В такой ситуации «ББ» не спешил с разработкой проекта нового основного закона. В конце концов проект был готов в 1933 году. Летом Славек вынес его на публичное обсуждение. Наряду с усилением роли и ответственности президента обращало на себя внимание создание привилегированного института выборщиков, которые должны были избирать Сенат со значительно более широкими полномочиями, чем прежде. 26 января 1934 года, в тот самый день, когда в Берлине подписывался пакт о ненападении, Станислав Цар, главный создатель новых подходов к общественному устройству, предложил на рассмотрение Сейма так называемые конституционные тезисы. Это не был формальный проект конституции, который должен был быть представлен, согласно положениям конституции 1921 года, пятнадцатью днями раньше. В связи с чем оппозиция, оставив только двух наблюдателей, покинула зал заседаний, выполняя тем самым свое решение бойкотировать подготовительные работы по новой конституции. Это было ошибкой, поскольку Цар заявил, что раз оппозицию этот вопрос не интересует, то тезисы следует признать проектом конституции и утвердить. Маршал Сейма Свитальский поддержал это решение, не обращая никакого внимания на представителя оппозиции, заявлявшего, что такие действия противоречат конституции и регламенту Сейма. Голосование было проведено спешно. В стенограмме Сейма записано: «Маршал Свитальский: «Подтверждаю, что Закон о конституции во втором и третьем чтениях был Сеймом принят». (Длительные аплодисменты на скамьях клуба «ББ». Депутаты клуба «ББ» поют «Первую Бригаду». Возгласы: «Да здравствует полковник Славек!», «Да здравствует маршал Свитальский!») Спешно вернувшимся в зал депутатам от оппозиции осталось лишь наблюдать манифестацию победителей.

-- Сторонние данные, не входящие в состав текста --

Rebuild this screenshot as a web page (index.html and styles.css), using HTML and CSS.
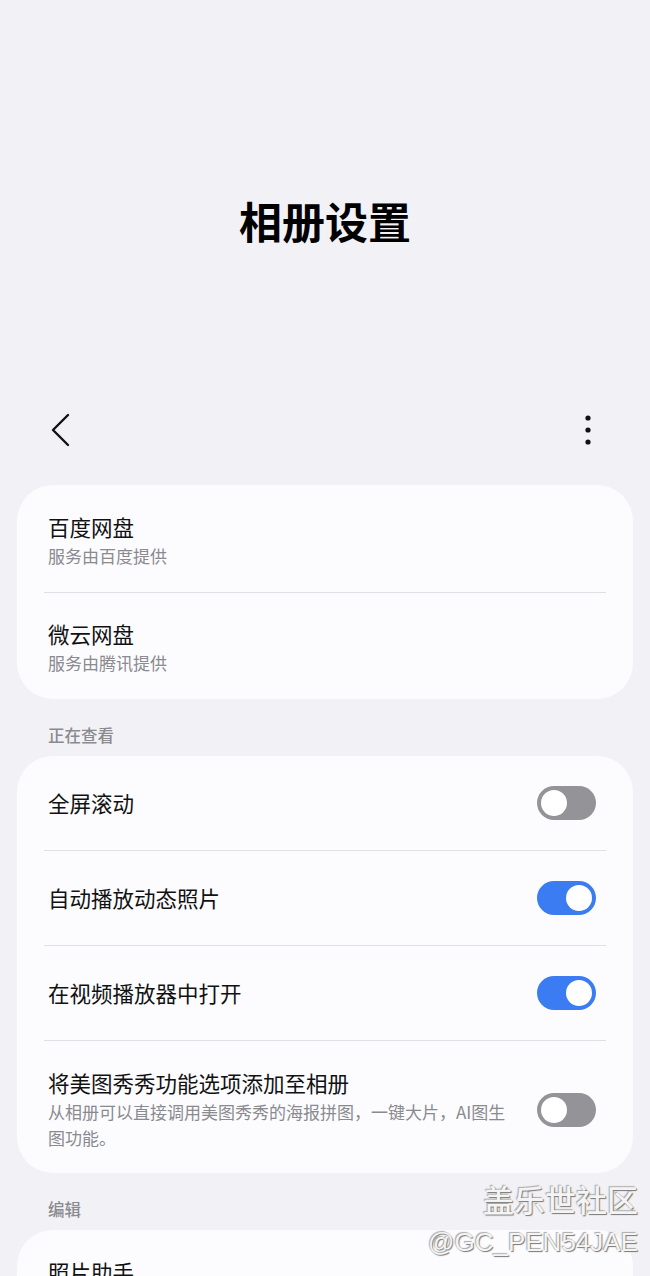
FILE: index.html
```html
<!DOCTYPE html>
<html lang="zh-CN">
<head>
    <meta charset="UTF-8">
    <meta name="viewport" content="width=device-width, initial-scale=1.0">
    <title>相册设置</title>
    <link rel="stylesheet" href="styles.css">
</head>
<body>
    <div class="hero">
        <h1>相册设置</h1>
    </div>
    <div class="toolbar">
        <svg class="back" width="24" height="36" viewBox="0 0 24 36">
            <path d="M18 3 L3 18 L18 33" fill="none" stroke="#111" stroke-width="2.4" stroke-linecap="round" stroke-linejoin="round"/>
        </svg>
        <svg class="more" width="10" height="32" viewBox="0 0 10 32">
            <circle cx="5" cy="4" r="2.6" fill="#111"/>
            <circle cx="5" cy="16" r="2.6" fill="#111"/>
            <circle cx="5" cy="28" r="2.6" fill="#111"/>
        </svg>
    </div>

    <div class="card">
        <div class="row two-line">
            <div class="text">
                <div class="title">百度网盘</div>
                <div class="sub">服务由百度提供</div>
            </div>
        </div>
        <div class="row two-line">
            <div class="text">
                <div class="title">微云网盘</div>
                <div class="sub">服务由腾讯提供</div>
            </div>
        </div>
    </div>

    <div class="section">正在查看</div>
    <div class="card">
        <div class="row single">
            <div class="text"><div class="title">全屏滚动</div></div>
            <div class="switch"></div>
        </div>
        <div class="row single">
            <div class="text"><div class="title">自动播放动态照片</div></div>
            <div class="switch on"></div>
        </div>
        <div class="row single">
            <div class="text"><div class="title">在视频播放器中打开</div></div>
            <div class="switch on"></div>
        </div>
        <div class="row multi">
            <div class="text">
                <div class="title">将美图秀秀功能选项添加至相册</div>
                <div class="sub">从相册可以直接调用美图秀秀的海报拼图，一键大片，AI图生图功能。</div>
            </div>
            <div class="switch"></div>
        </div>
    </div>

    <div class="section">编辑</div>
    <div class="card">
        <div class="row two-line">
            <div class="text"><div class="title">照片助手</div></div>
        </div>
    </div>

    <div class="watermark">
        <div class="wm-big">盖乐世社区</div>
        <div class="wm-small">@GC_PEN54JAE</div>
    </div>
</body>
</html>
```

FILE: styles.css
```css
body {
    margin: 0;
    background-color: #f2f2f6;
    font-family: "Noto Sans CJK SC", "Noto Sans", sans-serif;
    color: #111;
    height: 1276px;
    overflow: hidden;
    position: relative;
}
.hero {
    height: 400px;
    box-sizing: border-box;
    padding-top: 193px;
}
.hero h1 {
    margin: 0;
    text-align: center;
    font-size: 43px;
    line-height: 54px;
    font-weight: 700;
    color: #000;
}
.toolbar {
    height: 60px;
    display: flex;
    align-items: center;
    justify-content: space-between;
    padding: 0 57px 0 50px;
}
.card {
    background-color: #fcfcff;
    margin: 25px 17px 0;
    border-radius: 36px;
}
.row {
    display: flex;
    align-items: center;
    margin: 0 27px;
    padding: 0 10px 0 4px;
    gap: 24px;
}
.row + .row {
    border-top: 1.5px solid #dfdfe4;
}
.row .text {
    flex: 1;
}
.title {
    font-size: 21.5px;
    line-height: 28px;
}
.sub {
    font-size: 17px;
    line-height: 22px;
    color: #8a8a8f;
    margin-top: 4px;
}
.two-line {
    padding-top: 28px;
    padding-bottom: 25px;
}
.row.two-line + .row.two-line {
    padding-top: 27px;
}
.single {
    height: 94px;
}
.multi {
    padding-top: 28px;
    padding-bottom: 22px;
}
.multi .sub {
    margin-top: 2px;
    line-height: 26px;
}
.switch {
    width: 59px;
    height: 34px;
    border-radius: 17px;
    background-color: #939398;
    position: relative;
    flex-shrink: 0;
}
.switch::after {
    content: "";
    position: absolute;
    top: 4px;
    left: 4px;
    width: 26px;
    height: 26px;
    border-radius: 50%;
    background-color: #fff;
}
.switch.on {
    background-color: #3b7cf2;
}
.switch.on::after {
    left: 29px;
}
.section {
    margin: 25px 0 -15px 48px;
    font-size: 16.5px;
    line-height: 22px;
    font-weight: 500;
    color: #8a8a8f;
}
.watermark {
    position: absolute;
    right: 12px;
    top: 1180px;
    text-align: right;
    color: #f4f4f4;
    text-shadow: 1px 1px 1px #777, -1px -1px 1px #aaa;
}
.wm-big {
    font-size: 31px;
    line-height: 38px;
    font-weight: 500;
}
.wm-small {
    font-family: "Liberation Sans", sans-serif;
    font-size: 26px;
    line-height: 32px;
    margin-top: 8px;
}
```
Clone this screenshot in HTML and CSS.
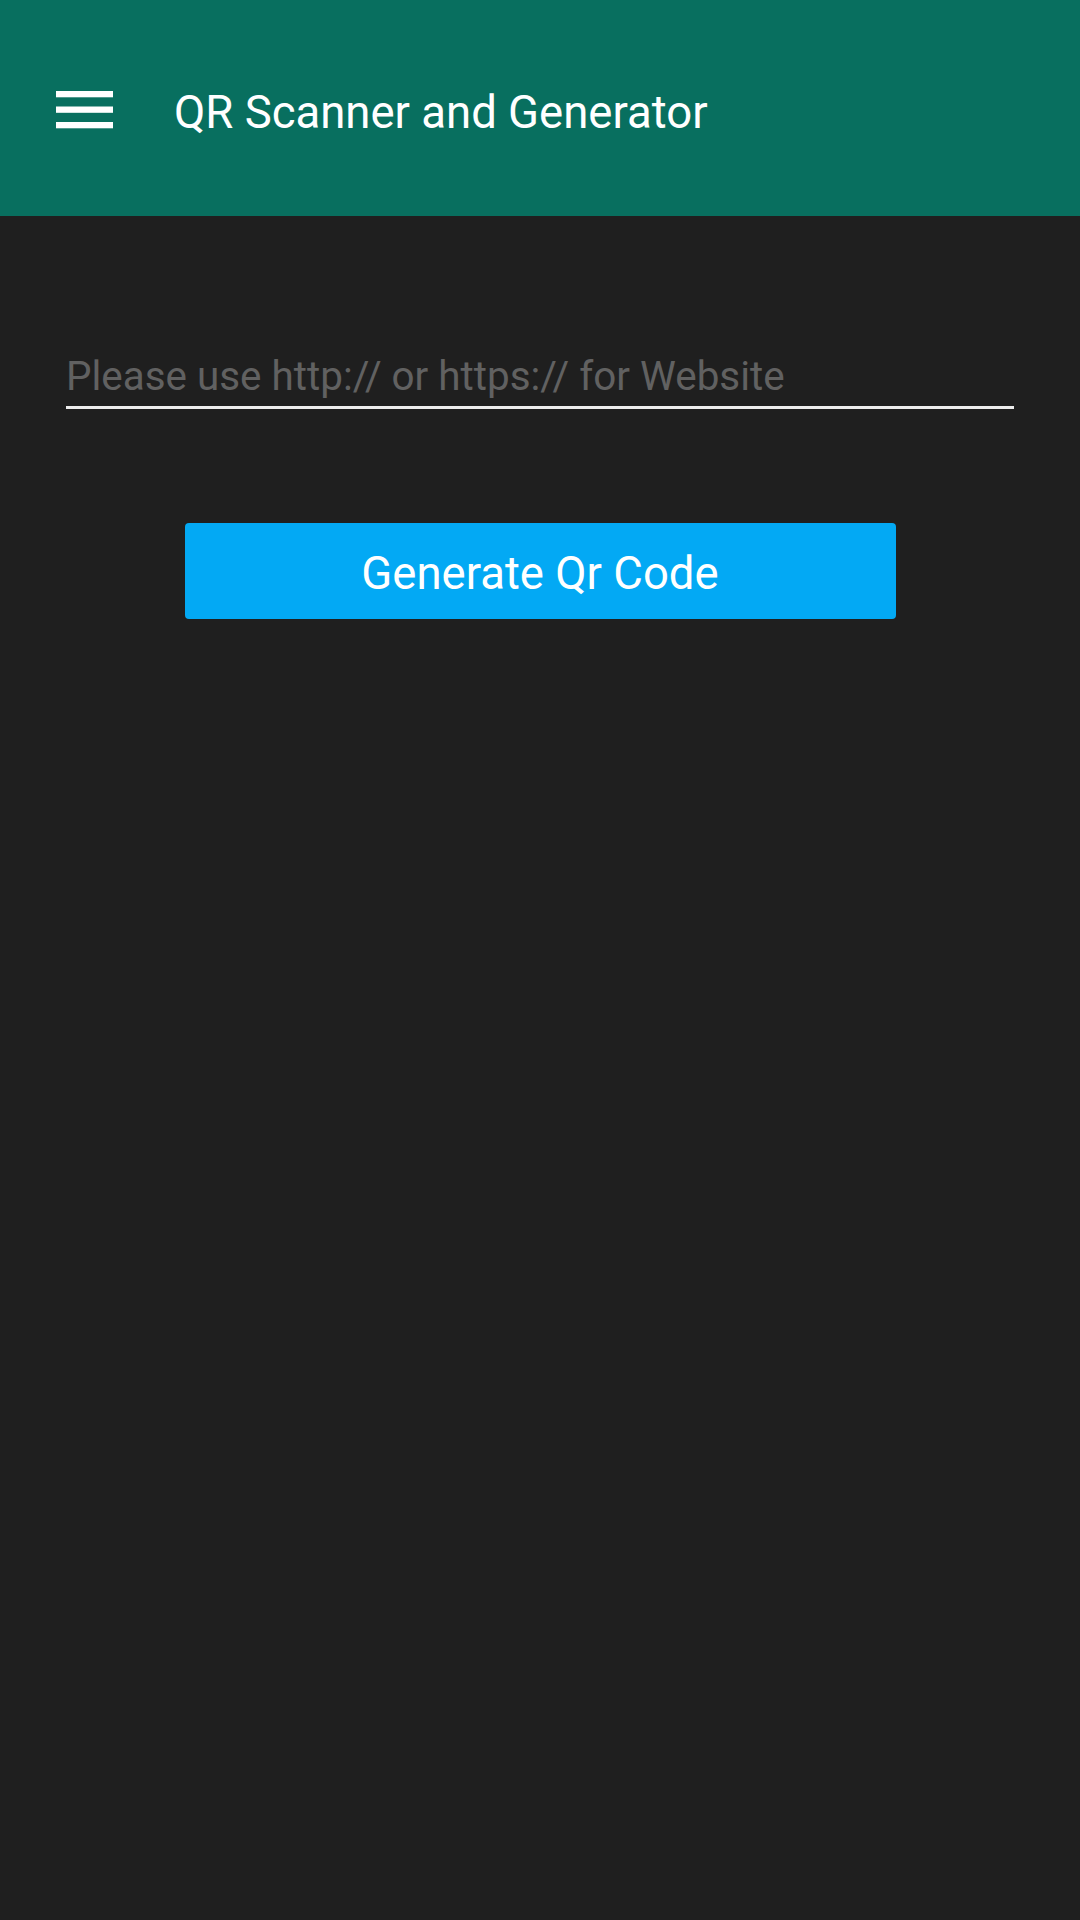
FILE: index.html
```html
<!DOCTYPE html>
<html lang="en">
<head>
<meta charset="utf-8">
<title>QR Scanner and Generator</title>
<link rel="stylesheet" href="styles.css">
</head>
<body>
<header class="toolbar">
  <svg class="menu" width="57" height="38" viewBox="0 0 57 38" aria-hidden="true">
    <rect x="0" y="0" width="57" height="6.3" fill="#ffffff"/>
    <rect x="0" y="15.5" width="57" height="6.3" fill="#ffffff"/>
    <rect x="0" y="31" width="57" height="6.3" fill="#ffffff"/>
  </svg>
  <h1 class="title">QR Scanner and Generator</h1>
</header>
<main class="content">
  <div class="field">Please use http:// or https:// for Website</div>
  <button class="btn">Generate Qr Code</button>
</main>
</body>
</html>
```

FILE: styles.css
```css
html, body {
  margin: 0;
  padding: 0;
}
body {
  width: 1080px;
  height: 1920px;
  background: #1f1f1f;
  font-family: Roboto, "Noto Sans", sans-serif;
  overflow: hidden;
}
.toolbar {
  height: 216px;
  box-sizing: border-box;
  background: #086f5f;
  display: flex;
  align-items: flex-start;
  padding: 91px 0 0 56px;
}
.menu {
  display: block;
  flex: none;
}
.title {
  margin: -1px 0 0 61px;
  font-weight: 400;
  font-size: 45.5px;
  line-height: 46px;
  color: #ffffff;
}
.content {
  padding: 140px 66px 0;
}
.field {
  font-size: 40.4px;
  line-height: 41px;
  color: #616161;
  padding: 0 0 9px 0;
  border-bottom: 3px solid #ececec;
  white-space: nowrap;
}
.btn {
  display: block;
  width: 711px;
  height: 96px;
  margin: 114px auto 0;
  padding: 5px 0 0;
  box-sizing: border-box;
  border: none;
  border-radius: 4px;
  background: #03a9f4;
  color: #ffffff;
  font-family: Roboto, "Noto Sans", sans-serif;
  font-size: 45.5px;
  line-height: 90px;
  text-align: center;
}
```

Основные созидатели этой победы ожидали похвал из Бельведера. «Мы советовали Свитальскому, — вспоминает Вацлав Енджеевич, — чтобы, не мешкая, он позвонил в Бельведер, информировал о принятии конституции и просил встречи с Пилсудским. Адъютант немного погодя перезвонил, сообщая, что Маршал примет Свитальского и Славека в среду, 31 января, то есть только через пять дней. Я помню, что от такого известия мы все оцепенели».
В ходе аудиенции Свитальский и Славек совсем не заметили удовлетворения Маршала. Даже наоборот, они столкнулись с прохладным отношением, остужавшим непомерные амбиции. «Я доложил Коменданту, что произошло 26 января, — записал Свитальский. — Отношение Коменданта к этому факту в принципе не было негативным, в то же время он сразу признал, что, учитывая важность Закона о конституции, принятие его хитростью и при помощи процедурных уловок ненормально и поэтому следует эти моменты приглушить и нейтрализовать путем подробной дискуссии и внесения поправок в Сенате. <…> После их следовало бы рассмотреть в Сейме. Комендант согласился со мной в том, что необходимо тут же завязать бой за решение вопроса о процедуре голосования: необходимо ли для этих поправок большинство 2/3 или обычное 11/20. (Мартовская конституция устанавливала порядок, что поправки к законам принимаются Сенатом большинством голосов 11/20; порядок же поправок к тексту конституции в основном законе 1921 года не обговаривался. Но из его духа следовало, что в этом случае Сейм должен принимать большинством 2/3 голосов. — Авт.). Комендант добавил, что наши уловки оправдывает только то, что в истории обычно конституции не принимались с соблюдением всех установленных формальностей. Что же касалось содержания конституции, то Комендант признался, что конституционных тезисов не читал, что он бережет себя только для определенной работы: в армии он занят почти исключительно расстановкой кадров, с тем чтобы по возможности оставить после себя на командных постах лучших, а также внешней политикой. <…> В принципе Комендант не хочет вникать в существо конституции».
Несмотря на это заявление, Свитальский все же высказал Маршалу свои сомнения о целесообразности предложения Славека создать привилегированную категорию выборщиков. Пилсудский разделил эти сомнения, в результате чего Славек, публично провозгласивший эту идею, оказался в чрезвычайно трудном положении. В своих позднейших спорах со Свитальским, Царом и Прыстором Славек даже предлагал поставить на повестку дня обсуждение этого решения Маршала. «На это я ответил ему, — писал Свитальский, — что такой шаг был бы совсем нелояльным по отношению к Коменданту. Комендант может деликатно формулировать свои советы, но может и весьма решительно и молниеносно делать выводы, когда его советам не внемлют».